Given request:
Retype each line exactly. Skip images.

Available data:
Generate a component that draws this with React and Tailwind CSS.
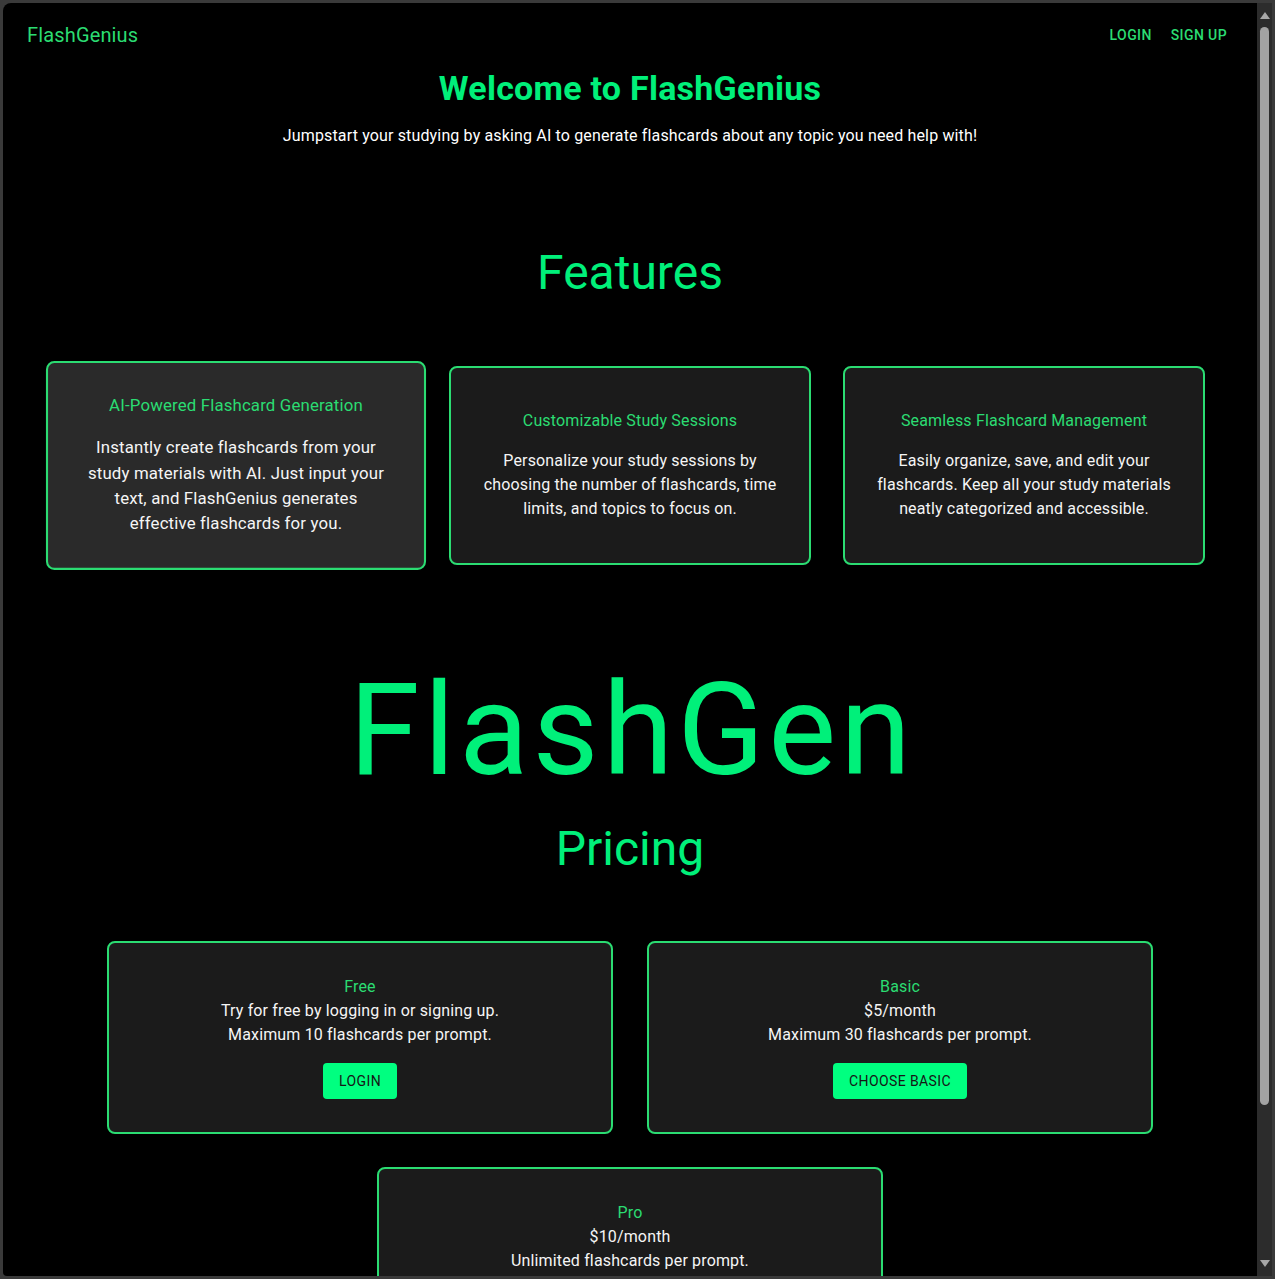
import React from "react";

const features = [
  {
    title: "AI-Powered Flashcard Generation",
    body: "Instantly create flashcards from your study materials with AI. Just input your text, and FlashGenius generates effective flashcards for you.",
    active: true,
  },
  {
    title: "Customizable Study Sessions",
    body: "Personalize your study sessions by choosing the number of flashcards, time limits, and topics to focus on.",
  },
  {
    title: "Seamless Flashcard Management",
    body: "Easily organize, save, and edit your flashcards. Keep all your study materials neatly categorized and accessible.",
  },
];

const plans = [
  { name: "Free", lines: ["Try for free by logging in or signing up.", "Maximum 10 flashcards per prompt."], cta: "Login" },
  { name: "Basic", lines: ["$5/month", "Maximum 30 flashcards per prompt."], cta: "Choose Basic" },
  { name: "Pro", lines: ["$10/month", "Unlimited flashcards per prompt."], cta: "Choose Pro" },
];

const FeatureCard = ({ title, body, active }) => (
  <div
    className={`h-[199px] w-[362px] rounded-lg border-2 border-[#2bdc72] px-8 pb-[2px] flex flex-col justify-center text-center ${
      active ? "bg-[#2a2a2a] scale-105" : "bg-[#1b1b1b]"
    }`}
  >
    <h3 className="text-base leading-6 tracking-[0.15px] text-[#2bdc72]">{title}</h3>
    <p className="mt-4 text-base leading-6 tracking-[0.15px] text-[#f5f5f5]">{body}</p>
  </div>
);

const PlanCard = ({ name, lines, cta }) => (
  <div className="w-[506px] shrink-0 rounded-lg border-2 border-[#2bdc72] bg-[#1b1b1b] pt-8 pb-[33px] flex flex-col items-center text-center">
    <h3 className="text-base leading-6 tracking-[0.15px] text-[#2bdc72]">{name}</h3>
    {lines.map((l) => (
      <p key={l} className="text-base leading-6 tracking-[0.15px] text-[#f5f5f5]">
        {l}
      </p>
    ))}
    <button
      type="button"
      className="mt-4 h-9 min-w-[64px] rounded bg-[#00ff80] px-4 text-sm uppercase tracking-[0.4px] text-[#161616]"
    >
      {cta}
    </button>
  </div>
);

const Scrollbar = () => (
  <div className="w-[15px] shrink-0 bg-[#2c2c2c] flex flex-col items-center">
    <div className="mt-[9px] h-0 w-0 border-x-[5px] border-b-[7px] border-x-transparent border-b-[#a8a8a8]" />
    <div className="mt-[8px] h-[1078px] w-[9px] rounded-full bg-[#a3a3a3]" />
    <div className="mt-auto mb-[9px] h-0 w-0 border-x-[5px] border-t-[7px] border-x-transparent border-t-[#a8a8a8]" />
  </div>
);

export default function App() {
  return (
    <div className="h-[1279px] w-full overflow-hidden bg-[#3a3a3a] p-[3px] flex">
      <div className="flex-1 flex overflow-hidden rounded-tl-lg rounded-bl-sm bg-black">
        <main className="flex-1 overflow-hidden font-['Roboto',sans-serif] text-white">
          <nav className="h-16 pl-6 pr-[22px] flex items-center justify-between">
            <span className="text-xl tracking-[0.15px] text-[#2bdc72]">FlashGenius</span>
            <div className="flex items-center">
              <button type="button" className="min-w-[64px] px-2 py-[6px] text-sm font-medium uppercase tracking-[0.4px] text-[#2bdc72]">
                Login
              </button>
              <button type="button" className="min-w-[64px] px-2 py-[6px] text-sm font-medium uppercase tracking-[0.4px] text-[#2bdc72]">
                Sign Up
              </button>
            </div>
          </nav>

          <h1 className="text-center text-[34px] font-bold leading-[42px] tracking-[0.25px] text-[#00f07a]">
            Welcome to FlashGenius
          </h1>
          <p className="mt-[15px] text-center text-base leading-6 tracking-[0.15px]">
            Jumpstart your studying by asking AI to generate flashcards about any topic you need help with!
          </p>

          <h2 className="mt-[97px] text-center text-[48px] leading-[56px] text-[#00f07a]">Features</h2>
          <div className="mt-[65px] flex justify-center gap-8">
            {features.map((f) => (
              <FeatureCard key={f.title} {...f} />
            ))}
          </div>

          <div className="mt-[101px] pl-1 text-center text-[128px] leading-none tracking-[4px] text-[#00f07a]">FlashGen</div>
          <h2 className="mt-[27px] text-center text-[48px] leading-[56px] text-[#00f07a]">Pricing</h2>

          <div className="mx-auto mt-[64px] flex w-[1046px] flex-wrap justify-center gap-x-[34px] gap-y-[33px]">
            {plans.map((p) => (
              <PlanCard key={p.name} {...p} />
            ))}
          </div>
        </main>
        <Scrollbar />
      </div>
    </div>
  );
}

Exercise response:
Generate a component that draws this with React and Tailwind CSS.
import React from "react";

const features = [
  {
    title: "AI-Powered Flashcard Generation",
    body: "Instantly create flashcards from your study materials with AI. Just input your text, and FlashGenius generates effective flashcards for you.",
    active: true,
  },
  {
    title: "Customizable Study Sessions",
    body: "Personalize your study sessions by choosing the number of flashcards, time limits, and topics to focus on.",
  },
  {
    title: "Seamless Flashcard Management",
    body: "Easily organize, save, and edit your flashcards. Keep all your study materials neatly categorized and accessible.",
  },
];

const plans = [
  { name: "Free", lines: ["Try for free by logging in or signing up.", "Maximum 10 flashcards per prompt."], cta: "Login" },
  { name: "Basic", lines: ["$5/month", "Maximum 30 flashcards per prompt."], cta: "Choose Basic" },
  { name: "Pro", lines: ["$10/month", "Unlimited flashcards per prompt."], cta: "Choose Pro" },
];

const FeatureCard = ({ title, body, active }) => (
  <div
    className={`h-[199px] w-[362px] rounded-lg border-2 border-[#2bdc72] px-8 pb-[2px] flex flex-col justify-center text-center ${
      active ? "bg-[#2a2a2a] scale-105" : "bg-[#1b1b1b]"
    }`}
  >
    <h3 className="text-base leading-6 tracking-[0.15px] text-[#2bdc72]">{title}</h3>
    <p className="mt-4 text-base leading-6 tracking-[0.15px] text-[#f5f5f5]">{body}</p>
  </div>
);

const PlanCard = ({ name, lines, cta }) => (
  <div className="w-[506px] shrink-0 rounded-lg border-2 border-[#2bdc72] bg-[#1b1b1b] pt-8 pb-[33px] flex flex-col items-center text-center">
    <h3 className="text-base leading-6 tracking-[0.15px] text-[#2bdc72]">{name}</h3>
    {lines.map((l) => (
      <p key={l} className="text-base leading-6 tracking-[0.15px] text-[#f5f5f5]">
        {l}
      </p>
    ))}
    <button
      type="button"
      className="mt-4 h-9 min-w-[64px] rounded bg-[#00ff80] px-4 text-sm uppercase tracking-[0.4px] text-[#161616]"
    >
      {cta}
    </button>
  </div>
);

const Scrollbar = () => (
  <div className="w-[15px] shrink-0 bg-[#2c2c2c] flex flex-col items-center">
    <div className="mt-[9px] h-0 w-0 border-x-[5px] border-b-[7px] border-x-transparent border-b-[#a8a8a8]" />
    <div className="mt-[8px] h-[1078px] w-[9px] rounded-full bg-[#a3a3a3]" />
    <div className="mt-auto mb-[9px] h-0 w-0 border-x-[5px] border-t-[7px] border-x-transparent border-t-[#a8a8a8]" />
  </div>
);

export default function App() {
  return (
    <div className="h-[1279px] w-full overflow-hidden bg-[#3a3a3a] p-[3px] flex">
      <div className="flex-1 flex overflow-hidden rounded-tl-lg rounded-bl-sm bg-black">
        <main className="flex-1 overflow-hidden font-['Roboto',sans-serif] text-white">
          <nav className="h-16 pl-6 pr-[22px] flex items-center justify-between">
            <span className="text-xl tracking-[0.15px] text-[#2bdc72]">FlashGenius</span>
            <div className="flex items-center">
              <button type="button" className="min-w-[64px] px-2 py-[6px] text-sm font-medium uppercase tracking-[0.4px] text-[#2bdc72]">
                Login
              </button>
              <button type="button" className="min-w-[64px] px-2 py-[6px] text-sm font-medium uppercase tracking-[0.4px] text-[#2bdc72]">
                Sign Up
              </button>
            </div>
          </nav>

          <h1 className="text-center text-[34px] font-bold leading-[42px] tracking-[0.25px] text-[#00f07a]">
            Welcome to FlashGenius
          </h1>
          <p className="mt-[15px] text-center text-base leading-6 tracking-[0.15px]">
            Jumpstart your studying by asking AI to generate flashcards about any topic you need help with!
          </p>

          <h2 className="mt-[97px] text-center text-[48px] leading-[56px] text-[#00f07a]">Features</h2>
          <div className="mt-[65px] flex justify-center gap-8">
            {features.map((f) => (
              <FeatureCard key={f.title} {...f} />
            ))}
          </div>

          <div className="mt-[101px] pl-1 text-center text-[128px] leading-none tracking-[4px] text-[#00f07a]">FlashGen</div>
          <h2 className="mt-[27px] text-center text-[48px] leading-[56px] text-[#00f07a]">Pricing</h2>

          <div className="mx-auto mt-[64px] flex w-[1046px] flex-wrap justify-center gap-x-[34px] gap-y-[33px]">
            {plans.map((p) => (
              <PlanCard key={p.name} {...p} />
            ))}
          </div>
        </main>
        <Scrollbar />
      </div>
    </div>
  );
}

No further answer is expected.